RECORDED INFORMATION —
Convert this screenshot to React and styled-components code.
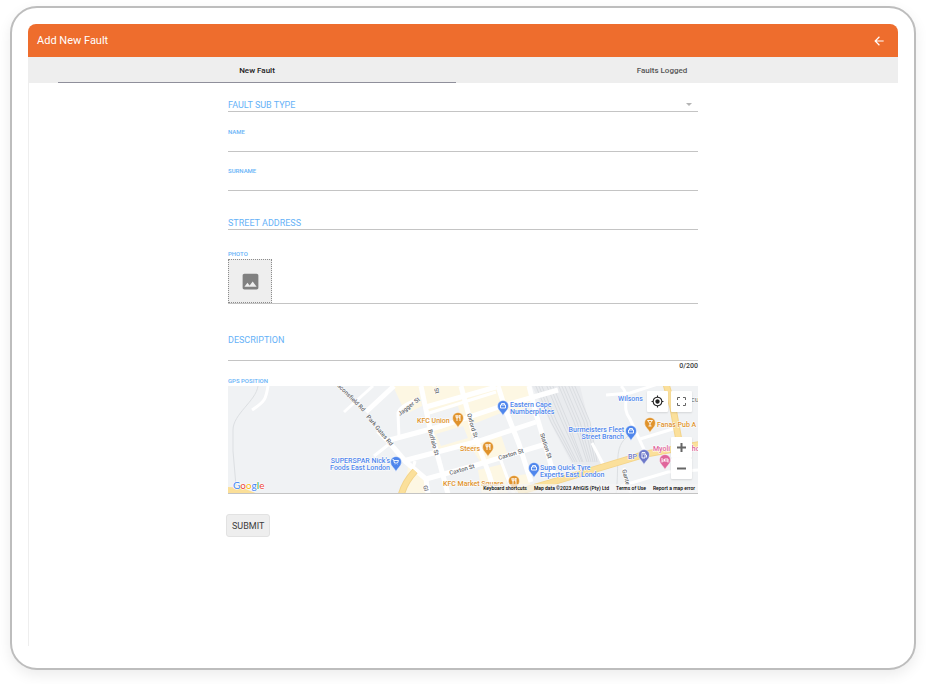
import React, { useState } from 'react';
import styled, { createGlobalStyle } from 'styled-components';
import { MdArrowBack, MdImage, MdMyLocation } from 'react-icons/md';

const colors = {
  primary: '#ee6d2d',
  bar: '#eeeeee',
  label: '#66b2f7',
  line: '#c4c4c4',
  text: '#3c3c3c',
};

const poi = {
  food: '#e0932c',
  shop: '#4f86ec',
  fuel: '#6d79c9',
  hotel: '#e0659b',
};

const GlobalStyle = createGlobalStyle`
  *, *::before, *::after {
    box-sizing: border-box;
  }

  body {
    margin: 0;
    background: #fff;
    font-family: Roboto, 'Liberation Sans', sans-serif;
    color: ${colors.text};
  }

  button, input, select, textarea {
    font-family: inherit;
    margin: 0;
  }
`;

const Tablet = styled.div`
  display: flex;
  min-height: calc(100vh - 20px);
  margin: 6px 10px 14px;
  padding: 16px 16px 22px;
  border: 2px solid #bdbdbd;
  border-radius: 27px;
  background: #fff;
  box-shadow: 0 5px 14px rgba(0, 0, 0, 0.08);
`;

const Screen = styled.div`
  display: flex;
  flex-direction: column;
  flex: 1;
  min-width: 0;
`;

const Header = styled.header`
  display: flex;
  align-items: center;
  justify-content: space-between;
  height: 33px;
  padding: 0 12px 0 9px;
  border-radius: 8px 8px 0 0;
  background: ${colors.primary};
  color: #fff;
`;

const Title = styled.h1`
  margin: 0;
  font-size: 11px;
  font-weight: 400;
  line-height: 16px;
`;

const BackButton = styled.button`
  display: flex;
  padding: 0;
  border: 0;
  background: none;
  color: inherit;
  font-size: 14px;
`;

const Tabs = styled.nav`
  display: flex;
  gap: 7px;
  height: 26px;
  padding: 0 37px 0 30px;
  background: ${colors.bar};
`;

const Tab = styled.button`
  flex: 1;
  padding: 2px 0 0;
  border: 0;
  border-bottom: 1px solid ${({ $active }) => ($active ? '#8f8f9b' : 'transparent')};
  background: none;
  color: ${({ $active }) => ($active ? '#222' : '#555')};
  font-size: 8px;
  font-weight: 500;
`;

const Body = styled.main`
  flex: 1;
  padding-top: 14px;
  box-shadow: inset 1px 0 ${colors.bar};
`;

const Form = styled.form`
  display: flex;
  flex-direction: column;
  align-items: flex-start;
  gap: 20px;
  max-width: 474px;
  margin: 0 auto;
`;

const Fields = styled.div`
  width: 100%;
  padding: 0 2px;
`;

const Field = styled.div`
  display: flex;
  flex-direction: column;
  margin-top: ${({ $gap = 0 }) => $gap}px;
`;

const Label = styled.label`
  color: ${colors.label};
  font-size: 6px;
  font-weight: 500;
  line-height: 10px;
`;

const TextInput = styled.input`
  width: 100%;
  height: 15px;
  padding: 1px 0 0;
  border: 0;
  border-bottom: 1px solid ${colors.line};
  border-radius: 0;
  outline: 0;
  background: none;
  font-size: 9px;

  &::placeholder {
    color: ${colors.label};
    opacity: 1;
  }
`;

const SelectWrapper = styled.div`
  display: flex;
  align-items: center;
  border-bottom: 1px solid ${colors.line};

  &::after {
    content: '';
    margin-right: 6px;
    border: 3px solid transparent;
    border-top-color: #b4b4b4;
    border-bottom: 0;
  }
`;

const Select = styled.select`
  flex: 1;
  height: 14px;
  padding: 1px 0 0;
  border: 0;
  outline: 0;
  appearance: none;
  background: none;
  color: ${colors.label};
  font-size: 9px;
`;

const TextArea = styled.textarea`
  width: 100%;
  height: 27px;
  padding: 0;
  border: 0;
  border-bottom: 1px solid ${colors.line};
  border-radius: 0;
  outline: 0;
  resize: none;
  background: none;
  font-size: 9px;
  line-height: 12px;

  &::placeholder {
    color: ${colors.label};
    opacity: 1;
  }
`;

const Counter = styled.span`
  align-self: flex-end;
  font-size: 7px;
  font-weight: 500;
  line-height: 10px;
`;

const PhotoRow = styled.div`
  border-bottom: 1px solid ${colors.line};
`;

const PhotoButton = styled.button`
  display: flex;
  align-items: center;
  justify-content: center;
  width: 44px;
  height: 44px;
  padding: 0;
  border: 1px dotted #8c8c8c;
  background: ${colors.bar};
  color: #808080;
  font-size: 21px;
`;

const SubmitButton = styled.button`
  height: 23px;
  padding: 0 5px;
  border: 1px solid #e2e2e2;
  border-radius: 3px;
  background: ${colors.bar};
  color: ${colors.text};
  font-size: 9px;
`;

const MapFrame = styled.div`
  position: relative;
  height: 108px;
  overflow: hidden;
  border-bottom: 1px solid ${colors.line};
`;

const MapSvg = styled.svg`
  display: block;
  width: 100%;
  height: 108px;
`;

const PlaceName = styled.text`
  font-size: 7px;
  font-weight: 500;
  fill: ${({ $color }) => $color};
  stroke: #fff;
  stroke-width: 1px;
  paint-order: stroke;
`;

const StreetName = styled.text`
  font-size: 6px;
  font-weight: 500;
  fill: #66696d;
  stroke: #fff;
  stroke-width: 1px;
  paint-order: stroke;
`;

const GoogleLogo = styled.text`
  font-family: Lato, sans-serif;
  font-size: 10px;
  stroke: #fff;
  stroke-width: 1px;
  paint-order: stroke;
`;

const MapControls = styled.div`
  position: absolute;
  top: 5px;
  right: 6px;
  display: flex;
  gap: 3px;
`;

const ZoomControls = styled.div`
  position: absolute;
  right: 6px;
  bottom: 14px;
  display: flex;
  flex-direction: column;
`;

const MapButton = styled.button`
  display: flex;
  align-items: center;
  justify-content: center;
  width: 21px;
  height: 21px;
  padding: 0;
  border: 0;
  border-radius: 1px;
  background: #fff;
  box-shadow: 0 1px 2px rgba(0, 0, 0, 0.12);
  color: ${({ $dark }) => ($dark ? '#222' : '#666')};
  font-size: 13px;
`;

const Attribution = styled.div`
  position: absolute;
  right: 0;
  bottom: 0;
  display: flex;
  gap: 7px;
  padding: 0 3px 0 1px;
  background: rgba(245, 245, 245, 0.7);
  color: #000;
  font-size: 5px;
  font-weight: 500;
  line-height: 9px;
`;

const AttributionLink = styled.a`
  color: inherit;
  text-decoration: none;
`;

const AttributionButton = styled.button`
  padding: 0;
  border: 0;
  background: none;
  color: inherit;
  font-size: 5px;
  font-weight: 500;
  line-height: 9px;
`;

const blocks = [
  'M193 0h40l12 45-4 14-30 8-10-30z',
  'M233 0h37l8 25-30 12-6 0z',
  'M270 0h31l5 20-26 6z',
  'M165 0h26l3 20-16 8z',
  'M241 58l10-3 22-6 6 18-26 10z',
  'M180 78l20 15 0 15h-22z',
  'M250 84l25-6 5 30h-26z',
  'M284 90l16-2 4 18h-18z',
];

const blockFills = [
  'M200 29l30-9 4 13-29 8z',
  'M208 48l27-8 5 12-27 8z',
  'M252 40l22-7 4 12-22 7z',
];

const smallRoads = [
  'M40 0C38 12 38 15 24 24',
  'M116 26L145 0',
  'M146 70L160 59',
  'M191 13Q170 20 170 28L171 51',
  'M198 28L233 17L268 6',
  'M187 75L184 86',
  'M272 72L279 91L286 108',
  'M378 9L402 7L430 -2',
  'M393 0C404 10 392 20 402 33L420 72',
  'M364 57L375 78',
  'M412 53L448 42',
  'M393 100L440 86L470 84',
  'M396 82L403 108',
];

const roads = [
  'M138 26L166 0',
  'M158 55L214 40L271 21L330 4',
  'M198 21L268 1',
  'M175 75L251 55L308 36',
  'M198 93L245 80L318 58',
  'M193 0L201 38L220 108',
  'M233 0L245 45L261 88L267 108',
  'M270 0L278 25L291 58L303 96',
  'M301 0L308 28L318 61L326 90',
  'M150 45L160 55L178 76L198 93L200 108',
];

const highways = [
  'M187 85Q176 97 173 110',
  'M290 106L318 98L368 83L418 68L474 58',
  'M438 -2L445 22L452 60',
];

const rails = [307, 310, 313, 318, 321, 324, 330, 333, 336, 340, 343, 346];

const streets = [
  { x: 109, y: 0, r: 45, name: 'aconsfield Rd' },
  { x: 138, y: 31, r: 50, name: 'Park Gates Rd' },
  { x: 172, y: 30, r: -38, name: 'Jagger St' },
  { x: 205, y: -1, r: 75, name: 'r St' },
  { x: 200, y: 44, r: 75, name: 'Buffalo St' },
  { x: 239, y: 28, r: 74, name: 'Oxford St' },
  { x: 222, y: 89, r: -16, name: 'Caxton St' },
  { x: 271, y: 74, r: -17, name: 'Caxton St' },
  { x: 312, y: 48, r: 72, name: 'Station St' },
  { x: 394, y: 84, r: 75, name: 'Gante' },
  { x: 195, y: 100, r: 75, name: 'Gl' },
  { x: 463, y: 16, r: 0, name: 'CU' },
];

const places = [
  { x: 189, y: 37, type: 'food', lines: ['KFC Union'], pin: [230, 32] },
  { x: 232, y: 65, type: 'food', lines: ['Steers'], pin: [260, 61] },
  { x: 215, y: 100, type: 'food', lines: ['KFC Market Square'], pin: [286, 95] },
  { x: 429, y: 41, type: 'food', lines: ['Fanas Pub A'], pin: [422, 37], icon: 'bar' },
  { x: 282, y: 21, type: 'shop', lines: ['Eastern Cape', 'Numberplates'], pin: [275, 20] },
  { x: 162, y: 77, type: 'shop', lines: ["SUPERSPAR Nick's", 'Foods East London'], pin: [168, 76], end: true, icon: 'cart' },
  { x: 312, y: 84, type: 'shop', lines: ['Supa Quick Tyre', 'Experts East London'], pin: [306, 82] },
  { x: 396, y: 46, type: 'shop', lines: ['Burmeisters Fleet', 'Street Branch'], pin: [403, 45], end: true },
  { x: 390, y: 15, type: 'shop', lines: ['Wilsons'] },
  { x: 400, y: 73, type: 'fuel', lines: ['BP'], pin: [416, 69], icon: 'fuel' },
  { x: 425, y: 65, type: 'hotel', lines: ['Myoli Guest house'], pin: [437, 74], icon: 'bed' },
];

const pinIcons = {
  food: 'M-2 -3v2q0 1 1 1v3M-1 -3v3M0 -3v2q0 1 -1 1M2 3v-6q-1 1 -1 3h1',
  shop: 'M-2.500 -1h5v3h-5zM-1.500 -1v-1.500h3v1.500',
  cart: 'M-3.500 -2.500h1l1 3.500h3l1 -2.500h-4.500M-1 2.500v.3M1.500 2.500v.3',
  fuel: 'M-2 3v-5.500h3v5.500zM1 -1l1.500 1v2.500M-1 -1h1',
  bed: 'M-3 -2v4.500M-3 1h6v1.500M3 1v-2h-3.500v2M-2 -.5h.5',
  bar: 'M-2.500 -2.500h5l-2.500 3zM0 0v3M-1.500 3h3',
};

const Pin = ({ at, type, icon }) => (
  <g transform={`translate(${at[0]} ${at[1]})`}>
    <path
      d="M0 10C-1 6 -5.500 4.500 -5.500 0A5.500 5.500 0 0 1 5.500 0C5.500 4.500 1 6 0 10z"
      fill={poi[type]}
      stroke="#fff"
      strokeWidth=".5"
    />
    <path d={pinIcons[icon || type]} fill="none" stroke="#fff" strokeWidth=".9" />
  </g>
);

const StreetMap = () => (
  <MapSvg viewBox="0 0 470 108" preserveAspectRatio="xMidYMid slice" role="img" aria-label="Map">
    <rect width="470" height="108" fill="#f0f2f4" />
    {blocks.map(d => (
      <path key={d} d={d} fill="#fdf7e3" />
    ))}
    {blockFills.map(d => (
      <path key={d} d={d} fill="#f0f2f4" />
    ))}
    <path d="M304 0H352L362 40L374 84L344 78L326 44z" fill="#e9ebee" />
    {rails.map(x => (
      <path
        key={x}
        d={`M${x} -2L${x + 16} 36L${Math.round(x * 0.6) + 161} 76`}
        fill="none"
        stroke="#dadde1"
        strokeWidth="1"
      />
    ))}
    <path d="M30 0C28 15 5 28 5 44V65L8 100" fill="none" stroke="#dcdfe2" strokeWidth="1" />
    <path d="M400 50C385 62 392 76 388 108" fill="none" stroke="#dcdfe2" strokeWidth="1" />
    <g fill="none" stroke="#fff" strokeLinejoin="round">
      {smallRoads.map(d => (
        <path key={d} d={d} strokeWidth="3" />
      ))}
      {roads.map(d => (
        <path key={d} d={d} strokeWidth="5" />
      ))}
    </g>
    <g fill="none" stroke="#f3d48b">
      {highways.map(d => (
        <path key={d} d={d} strokeWidth="7" />
      ))}
    </g>
    <g fill="none" stroke="#fbe09b">
      {highways.map(d => (
        <path key={d} d={d} strokeWidth="5" />
      ))}
    </g>
    <path d="M0 101L15 102L30 108H0z" fill="#fbdf98" />
    {streets.map(({ x, y, r, name }) => (
      <StreetName key={`${name}${x}`} transform={`translate(${x} ${y}) rotate(${r})`}>
        {name}
      </StreetName>
    ))}
    {places.map(({ x, y, type, lines, pin, end, icon }) => (
      <g key={lines[0]}>
        {lines.map((line, i) => (
          <PlaceName
            key={line}
            x={x}
            y={y + i * 7}
            $color={poi[type]}
            textAnchor={end ? 'end' : 'start'}
          >
            {line}
          </PlaceName>
        ))}
        {pin && <Pin at={pin} type={type} icon={icon} />}
      </g>
    ))}
    <GoogleLogo x="5" y="103">
      <tspan fill="#4285f4">G</tspan>
      <tspan fill="#ea4335">o</tspan>
      <tspan fill="#fbbc05">o</tspan>
      <tspan fill="#4285f4">g</tspan>
      <tspan fill="#34a853">l</tspan>
      <tspan fill="#ea4335">e</tspan>
    </GoogleLogo>
  </MapSvg>
);

const ControlIcon = ({ d, weight = 2 }) => (
  <svg
    width="11"
    height="11"
    viewBox="0 0 11 11"
    fill="none"
    stroke="currentColor"
    strokeWidth={weight}
  >
    <path d={d} />
  </svg>
);

const GpsMap = () => (
  <MapFrame>
    <StreetMap />
    <MapControls>
      <MapButton type="button" aria-label="My location" $dark>
        <MdMyLocation />
      </MapButton>
      <MapButton type="button" aria-label="Toggle fullscreen">
        <ControlIcon weight={1} d="M1.500 4V1.500H4M7 1.500H9.500V4M9.500 7V9.500H7M4 9.500H1.500V7" />
      </MapButton>
    </MapControls>
    <ZoomControls>
      <MapButton type="button" aria-label="Zoom in">
        <ControlIcon d="M5.500 1V10M1 5.500H10" />
      </MapButton>
      <MapButton type="button" aria-label="Zoom out">
        <ControlIcon d="M1 5.500H10" />
      </MapButton>
    </ZoomControls>
    <Attribution>
      <AttributionButton type="button">Keyboard shortcuts</AttributionButton>
      <span>Map data ©2023 AfriGIS (Pty) Ltd</span>
      <AttributionLink href="#terms">Terms of Use</AttributionLink>
      <AttributionLink href="#report">Report a map error</AttributionLink>
    </Attribution>
  </MapFrame>
);

const App = () => {
  const [tab, setTab] = useState('new');
  const [description, setDescription] = useState('');

  return (
    <>
      <GlobalStyle />
      <Tablet>
        <Screen>
          <Header>
            <Title>Add New Fault</Title>
            <BackButton type="button" aria-label="Back">
              <MdArrowBack />
            </BackButton>
          </Header>
          <Tabs>
            <Tab type="button" $active={tab === 'new'} onClick={() => setTab('new')}>
              New Fault
            </Tab>
            <Tab type="button" $active={tab === 'logged'} onClick={() => setTab('logged')}>
              Faults Logged
            </Tab>
          </Tabs>
          <Body>
            <Form onSubmit={e => e.preventDefault()}>
              <Fields>
                <Field>
                  <SelectWrapper>
                    <Select aria-label="Fault sub type" defaultValue="">
                      <option value="">FAULT SUB TYPE</option>
                    </Select>
                  </SelectWrapper>
                </Field>
                <Field $gap={15}>
                  <Label htmlFor="name">NAME</Label>
                  <TextInput id="name" />
                </Field>
                <Field $gap={14}>
                  <Label htmlFor="surname">SURNAME</Label>
                  <TextInput id="surname" />
                </Field>
                <Field $gap={24}>
                  <TextInput aria-label="Street address" placeholder="STREET ADDRESS" />
                </Field>
                <Field $gap={19}>
                  <Label htmlFor="photo">PHOTO</Label>
                  <PhotoRow>
                    <PhotoButton type="button" id="photo">
                      <MdImage />
                    </PhotoButton>
                  </PhotoRow>
                </Field>
                <Field $gap={30}>
                  <TextArea
                    aria-label="Description"
                    placeholder="DESCRIPTION"
                    maxLength={200}
                    value={description}
                    onChange={e => setDescription(e.target.value)}
                  />
                  <Counter>{description.length}/200</Counter>
                </Field>
                <Field $gap={5}>
                  <Label as="span">GPS POSITION</Label>
                  <GpsMap />
                </Field>
              </Fields>
              <SubmitButton type="submit">SUBMIT</SubmitButton>
            </Form>
          </Body>
        </Screen>
      </Tablet>
    </>
  );
};

export default App;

AIM OF THE TASK — Of all the lines above, how many contain the word "components"? Answer with only the number.

TASK RESPONSE — 2